“No investigation, no right to speak. Unless you have investigated a problem, you will be deprived of the right to speak on it. Isn’t that too harsh? Not in the least. When you have not probed into a problem, into the present facts and its past history, and know nothing of its essentials, whatever you say about it will undoubtedly be nonsense.”
Saw this on the front page. It’s one of my favorite quotes. But this is genuinely difficult to adhere to. And yes, something being an impossible task doesn’t mean we shouldn’t strive to adhere to it as much as possible. But I get reminded again and again; we don’t have much time and have less by the day. We don’t have much mental bandwidth and have less by the day. And we’re pack animals. Not only are we being screwed around with by how hard it is to connect to eachother via the aformentioned problems, but we still have crutches from ancient times making us naturally inclined to fallacies like mob mentality and wisdom of disgust. I’m also complaining for my own sake, this is not only hard for me too but it’s one of those things where it’s difficult to realize you’re not committed to it or not internalizing it.
I look at the news here with optimism. Peking University’s ternary CNT and analog matrix. Fudan University’s POX memory. Photonics. Sco2 generators. Quantum computing. China has some of the ingredients for an AI orders of magnitude more powerful and efficient than anything ever before. A wonder of the world. And as someone whose own comrades still harbor bigotry, I look forward toward something that can soak up data like a sponge and be objective about it. And help address resource problems sapping us of mental bandwidth. I aknowledge blood must be shed to bring down capitalism but what’s on the horizon gives me hope.
It’s very understandable. We have to work from where we are at, not where the ideal is. I think it can be insightful to revisit the rest of that piece every now and then because there’s a fair bit more to it.
II. TO INVESTIGATE A PROBLEM IS TO SOLVE IT
You can’t solve a problem? Well, get down and investigate the present facts and its past history! When you have investigated the problem thoroughly, you will know how to solve it. Conclusions invariably come after investigation, and not before. Only a blockhead cudgels his brains on his own, or together with a group, to “find solution” or “evolve an idea” without making any investigation. It must be stressed that this cannot possibly lead to any effective solution or any good idea. In other words, he is bound to arrive at a wrong solution and a wrong idea.
There are not a few comrades doing inspection work, as well as guerrilla leaders and cadres newly in office, who like to make political pronouncements the moment they arrive at a place and who strut about, criticizing this and condemning that when they have only seen the surface of things or minor details. Such purely subjective nonsensical talk is indeed detestable. These people are bound to make a mess of things, lose the confidence of the masses and prove incapable of solving any problem at all.

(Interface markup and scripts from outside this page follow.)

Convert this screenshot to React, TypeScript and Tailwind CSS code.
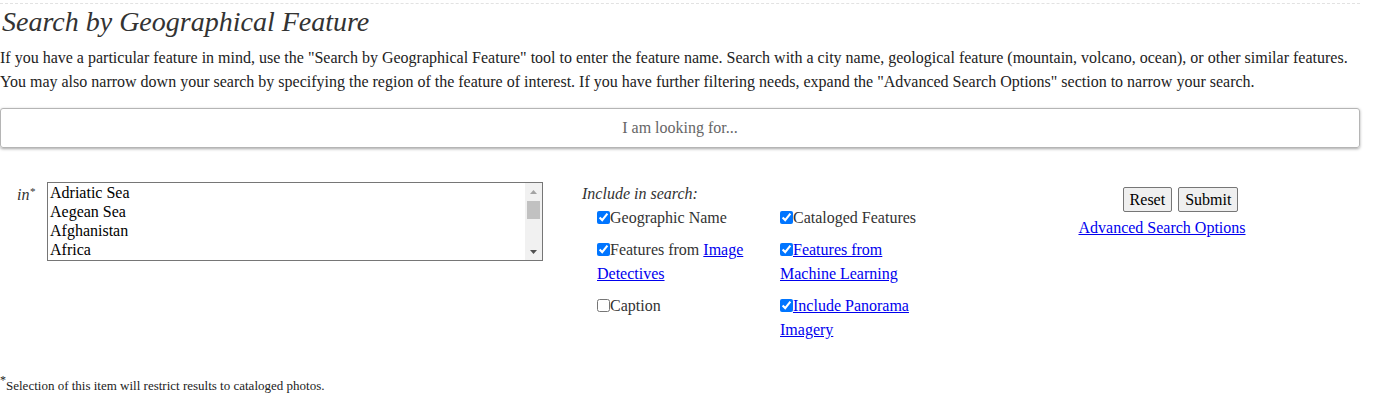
import { useState } from 'react';

const regions = ['Adriatic Sea', 'Aegean Sea', 'Afghanistan', 'Africa'];

function Check({
  checked,
  children,
}: {
  checked: boolean;
  children: React.ReactNode;
}) {
  const [on, setOn] = useState(checked);
  return (
    <label className="block w-[160px] leading-[24px]">
      <input
        type="checkbox"
        checked={on}
        onChange={() => setOn(!on)}
        className="m-0 h-[13px] w-[13px] align-[-1px]"
      />
      {children}
    </label>
  );
}

// list box with a classic windows-style scrollbar
function RegionList() {
  const [sel, setSel] = useState<string | null>(null);
  return (
    <div
      role="listbox"
      className="flex h-[79px] w-[496px] border border-[#767676] bg-white text-[16px] text-black"
    >
      <div className="flex-1 overflow-hidden">
        {regions.map((r) => (
          <div
            key={r}
            role="option"
            onClick={() => setSel(r)}
            className={`h-[19px] px-[2px] leading-[19px] ${sel === r ? 'bg-[#cecece]' : ''}`}
          >
            {r}
          </div>
        ))}
      </div>
      <div className="flex w-[17px] flex-col bg-[#f1f1f1]">
        <div className="flex h-[17px] items-center justify-center">
          <svg width="7" height="4" viewBox="0 0 7 4">
            <path d="M3.5 0 L7 4 L0 4 Z" fill="#a3a3a3" />
          </svg>
        </div>
        <div className="mx-[2px] mt-[1px] h-[18px] bg-[#c1c1c1]" />
        <div className="flex-1" />
        <div className="flex h-[17px] items-center justify-center">
          <svg width="7" height="4" viewBox="0 0 7 4">
            <path d="M0 0 L7 0 L3.5 4 Z" fill="#505050" />
          </svg>
        </div>
      </div>
    </div>
  );
}

export default function App() {
  return (
    <div className="w-[1360px] font-['Liberation_Serif',serif] text-[#222]">
      <div className="mt-[3px] border-t border-dashed border-[#e2e2e2]" />
      <h2 className="mt-[1px] pl-[2px] text-[28px] italic leading-[34px] text-[#333]">
        Search by Geographical Feature
      </h2>
      <p className="mt-[7px] text-[16px] leading-[24px] text-[#222]">
        If you have a particular feature in mind, use the "Search by Geographical Feature" tool to
        enter the feature name. Search with a city name, geological feature (mountain, volcano,
        ocean), or other similar features. You may also narrow down your search by specifying the
        region of the feature of interest. If you have further filtering needs, expand the "Advanced
        Search Options" section to narrow your search.
      </p>

      <input
        type="text"
        placeholder="I am looking for..."
        className="mt-[14px] block h-[40px] w-full rounded-[3px] border border-[#b5b5b5] text-center text-[16px] text-[#333] shadow-[0_1px_3px_rgba(0,0,0,0.35)] outline-none placeholder:text-[#666]"
      />

      <div className="mt-[34px] flex items-start">
        <div className="w-[47px] pl-[17px] pt-[1px] text-[16px] italic leading-[24px] text-[#333]">
          in<sup className="text-[11px]">*</sup>
        </div>
        <RegionList />

        <div className="ml-[39px] pt-[2px] text-[16px]">
          <div className="mb-[2px] italic leading-[20px] text-[#333]">Include in search:</div>
          <div className="ml-[15px] grid grid-cols-[183px_160px] gap-y-[8px] text-[#333]">
            <Check checked>Geographic Name</Check>
            <Check checked>Cataloged Features</Check>
            <Check checked>
              Features from{' '}
              <a href="#" className="text-[#0000ee] underline">
                Image Detectives
              </a>
            </Check>
            <Check checked>
              <a href="#" className="text-[#0000ee] underline">
                Features from Machine Learning
              </a>
            </Check>
            <Check checked={false}>Caption</Check>
            <Check checked>
              <a href="#" className="text-[#0000ee] underline">
                Include Panorama Imagery
              </a>
            </Check>
          </div>
        </div>

        <div className="ml-[137px] flex w-[170px] flex-col items-center pt-[5px] text-[16px]">
          <div className="ml-[37px] flex gap-[6px]">
            <button className="h-[25px] rounded-[2px] border border-[#767676] bg-[#efefef] px-[6px] leading-[20px] text-black">
              Reset
            </button>
            <button className="h-[25px] rounded-[2px] border border-[#767676] bg-[#efefef] px-[6px] leading-[20px] text-black">
              Submit
            </button>
          </div>
          <a href="#" className="mt-[4px] leading-[24px] text-[#0000ee] underline">
            Advanced Search Options
          </a>
        </div>
      </div>

      <p className="mt-[34px] text-[13px] text-[#222]">
        <sup className="text-[12px]">*</sup>Selection of this item will restrict results to cataloged photos.
      </p>
    </div>
  );
}
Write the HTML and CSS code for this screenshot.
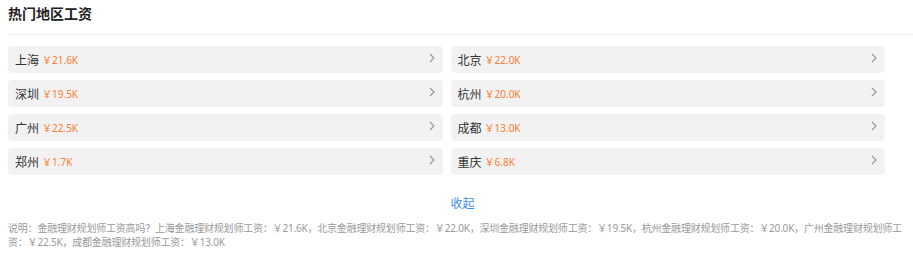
FILE: index.html
```html
<!DOCTYPE html>
<html lang="zh-CN">
  <head>
    <meta charset="UTF-8" />
    <meta name="viewport" content="width=device-width, initial-scale=1.0" />
    <link rel="stylesheet" href="styles.css">
    <title>热门地区工资</title>
  </head>
  <body>
    <div class="section">
      <div class="section-head">
        <h3 class="section-title">热门地区工资</h3>
      </div>
      <div class="city-list">
        <a class="city-item" href="#"><span class="city-name">上海</span><span class="city-salary">￥21.6K</span><svg class="arrow" viewBox="0 0 6 10"><path d="M1 1l4 4-4 4" /></svg></a>
        <a class="city-item" href="#"><span class="city-name">北京</span><span class="city-salary">￥22.0K</span><svg class="arrow" viewBox="0 0 6 10"><path d="M1 1l4 4-4 4" /></svg></a>
        <a class="city-item" href="#"><span class="city-name">深圳</span><span class="city-salary">￥19.5K</span><svg class="arrow" viewBox="0 0 6 10"><path d="M1 1l4 4-4 4" /></svg></a>
        <a class="city-item" href="#"><span class="city-name">杭州</span><span class="city-salary">￥20.0K</span><svg class="arrow" viewBox="0 0 6 10"><path d="M1 1l4 4-4 4" /></svg></a>
        <a class="city-item" href="#"><span class="city-name">广州</span><span class="city-salary">￥22.5K</span><svg class="arrow" viewBox="0 0 6 10"><path d="M1 1l4 4-4 4" /></svg></a>
        <a class="city-item" href="#"><span class="city-name">成都</span><span class="city-salary">￥13.0K</span><svg class="arrow" viewBox="0 0 6 10"><path d="M1 1l4 4-4 4" /></svg></a>
        <a class="city-item" href="#"><span class="city-name">郑州</span><span class="city-salary">￥1.7K</span><svg class="arrow" viewBox="0 0 6 10"><path d="M1 1l4 4-4 4" /></svg></a>
        <a class="city-item" href="#"><span class="city-name">重庆</span><span class="city-salary">￥6.8K</span><svg class="arrow" viewBox="0 0 6 10"><path d="M1 1l4 4-4 4" /></svg></a>
      </div>
      <div class="toggle">
        <a class="toggle-link" href="#">收起</a>
      </div>
      <p class="note">说明：金融理财规划师工资高吗？上海金融理财规划师工资：￥21.6K，北京金融理财规划师工资：￥22.0K，深圳金融理财规划师工资：￥19.5K，杭州金融理财规划师工资：￥20.0K，广州金融理财规划师工资：￥22.5K，成都金融理财规划师工资：￥13.0K</p>
    </div>
  </body>
</html>
```

FILE: styles.css
```css
*,
*::after,
*::before {
  box-sizing: border-box;
}

body {
  margin: 0;
  font-family: "Noto Sans", "Noto Sans CJK SC", sans-serif;
  background: #fff;
}

.section {
  padding: 0 8px;
}

.section-head {
  height: 35px;
  border-bottom: 1px solid #f3f3f3;
  margin-right: -8px;
}

.section-title {
  margin: 0;
  font-size: 14px;
  line-height: 27px;
  font-weight: bold;
  color: #222;
}

.city-list {
  display: grid;
  grid-template-columns: 1fr 1fr;
  column-gap: 8px;
  row-gap: 7px;
  margin: 11px 20px 0 0;
}

.city-item {
  display: flex;
  align-items: center;
  height: 27px;
  padding: 0 8px 0 7px;
  background-color: #f2f2f2;
  border-radius: 4px;
  text-decoration: none;
}

.city-name {
  font-size: 12px;
  color: #333;
  margin-right: 3px;
}

.city-salary {
  font-size: 10px;
  color: #ff7b2e;
  flex: 1;
}

.arrow {
  width: 6px;
  height: 10px;
  margin-top: -3px;
  fill: none;
  stroke: #999;
  stroke-width: 1.2;
}

.toggle {
  text-align: center;
  padding: 19px 0 0 12px;
  line-height: 17px;
}

.toggle-link {
  font-size: 12px;
  color: #3c8ce8;
  text-decoration: none;
}

.note {
  margin: 9px 0 0;
  font-size: 10px;
  line-height: 14px;
  letter-spacing: -0.2px;
  color: #999;
}
```
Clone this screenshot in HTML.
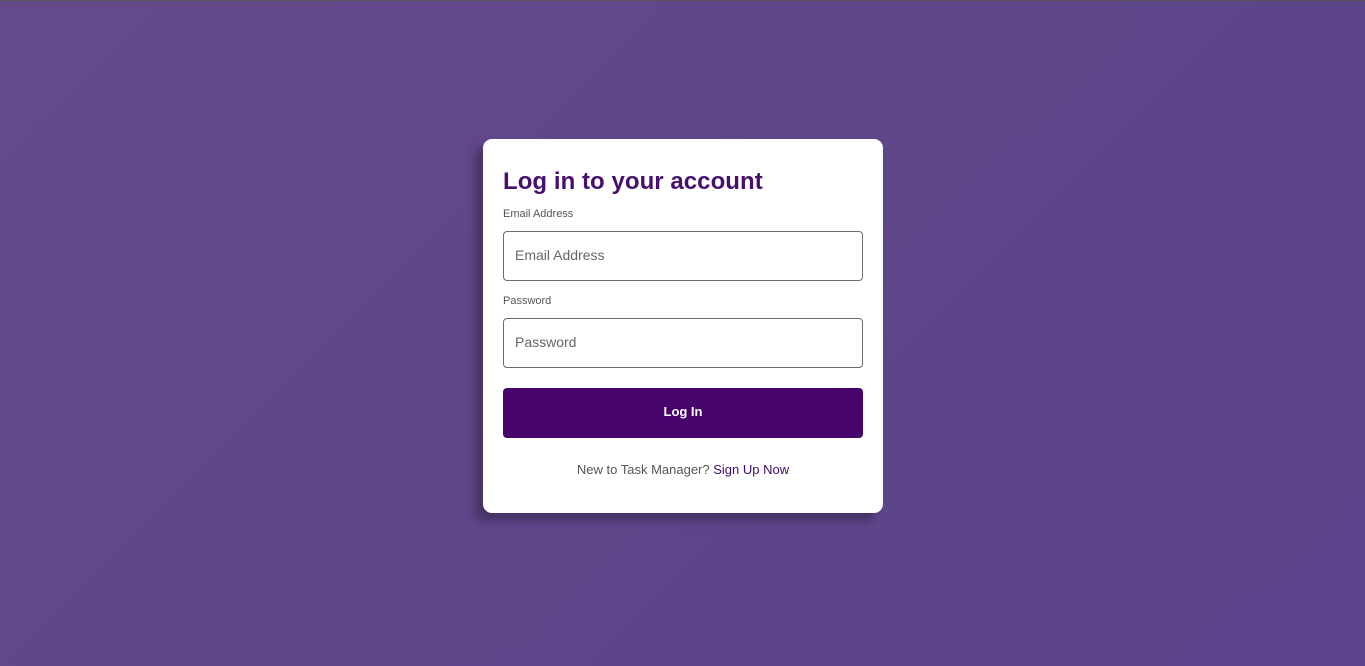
<!DOCTYPE html>
<html><head><style>
html,body{margin:0;padding:0;width:1365px;height:666px;overflow:hidden}
body{background:linear-gradient(135deg,#654a8b 0%,#5e4689 50%,#5b438c 100%);font-family:"Liberation Sans",sans-serif;border-top:1px solid #555;box-sizing:border-box;position:relative}
.card{position:absolute;left:483px;top:138px;width:400px;height:374px;background:#fff;border-radius:9px;box-shadow:-8px 8px 8px rgba(40,30,60,0.45);box-sizing:border-box;padding:0 20px}
h1{margin:0;position:absolute;left:20px;top:29px;font-size:24px;color:#470f6e;font-weight:bold;letter-spacing:0.05px}
.lab{position:absolute;left:20px;font-size:11px;color:#555}
.inp{position:absolute;left:20px;width:360px;height:50px;border:1px solid #6b6b6b;border-radius:4px;box-sizing:border-box;font-size:14px;color:#666;padding:0 11px;line-height:46px}
.btn{position:absolute;left:20px;top:249px;width:360px;height:50px;background:#46036c;border-radius:4px;color:#fff;font-weight:bold;font-size:13px;text-align:center;line-height:48px}
.foot{position:absolute;left:0;width:400px;top:323px;text-align:center;font-size:13px;color:#555}
.foot span{color:#3b0a62}
</style></head><body>
<div class="card">
<h1>Log in to your account</h1>
<div class="lab" style="top:69px">Email Address</div>
<div class="inp" style="top:92px">Email Address</div>
<div class="lab" style="top:156px">Password</div>
<div class="inp" style="top:179px">Password</div>
<div class="btn">Log In</div>
<div class="foot">New to Task Manager? <span>Sign Up Now</span></div>
</div>
</body></html>
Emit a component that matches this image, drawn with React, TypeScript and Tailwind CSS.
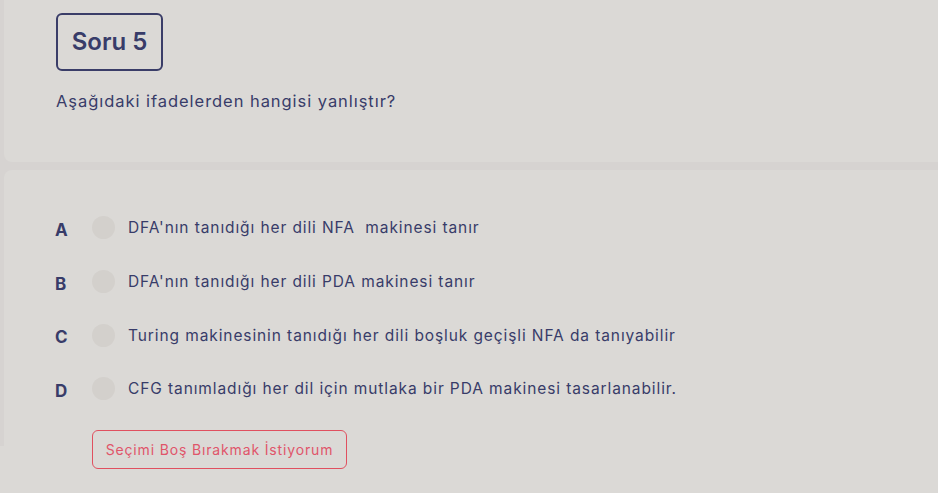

When they come across difficult problems, quite a number of people in leading positions simply heave a sigh without being able to solve them. They lose patience and ask to be transferred on the ground that they “have not the ability and cannot do the job”; These are cowards’ words. Just get moving on your two legs, go the rounds of every section placed under your charge and "inquire into everything’'[1] as Confucius did, and then you will be able to solve the problems, however little is your ability; for although your head may be empty before you go out of doors, it will be empty no longer when you return but will contain all sorts of material necessary for the solution of the problems, and that is how problems are solved. Must you go out of doors? Not necessarily. You can call a fact-finding meeting of people familiar with the situation in order to get at the source of what you call a difficult problem and come to know how it stands now, and then it will be easy to solve your difficult problem.
Investigation may be likened to the long months of pregnancy, and solving a problem to the day of birth. To investigate a problem is, indeed, to solve it.
https://www.marxists.org/reference/archive/mao/selected-works/volume-6/mswv6_11.htm
I always get a kick out of this part:
Only a blockhead cudgels his brains on his own, or together with a group, to “find solution” or “evolve an idea” without making any investigation.
Partly because I’ve definitely been there, trying to draw out answers as if they lurk within me, when I could interact with the world in some way and suddenly be flooded with all kinds of new thoughts.
Also, a decent analog to this part is what we do here with Ask Lemmygrad:
You can call a fact-finding meeting of people familiar with the situation in order to get at the source of what you call a difficult problem and come to know how it stands now, and then it will be easy to solve your difficult problem.
Not the same level of granularity as gathering information for local issues, but similar spirit.
Also, the lecturing tone of it in general just amuses the hell out of me. Tidbits like:
They lose patience and ask to be transferred on the ground that they “have not the ability and cannot do the job”; These are cowards’ words. Just get moving on your two legs
Mao and Lenin both have this ability to mix together raw scientific analysis with this tone like “wtf are you doing, get moving, you think revolution is gonna grow on trees?” and I don’t know how it was received back then, but it feels very earned in retrospect.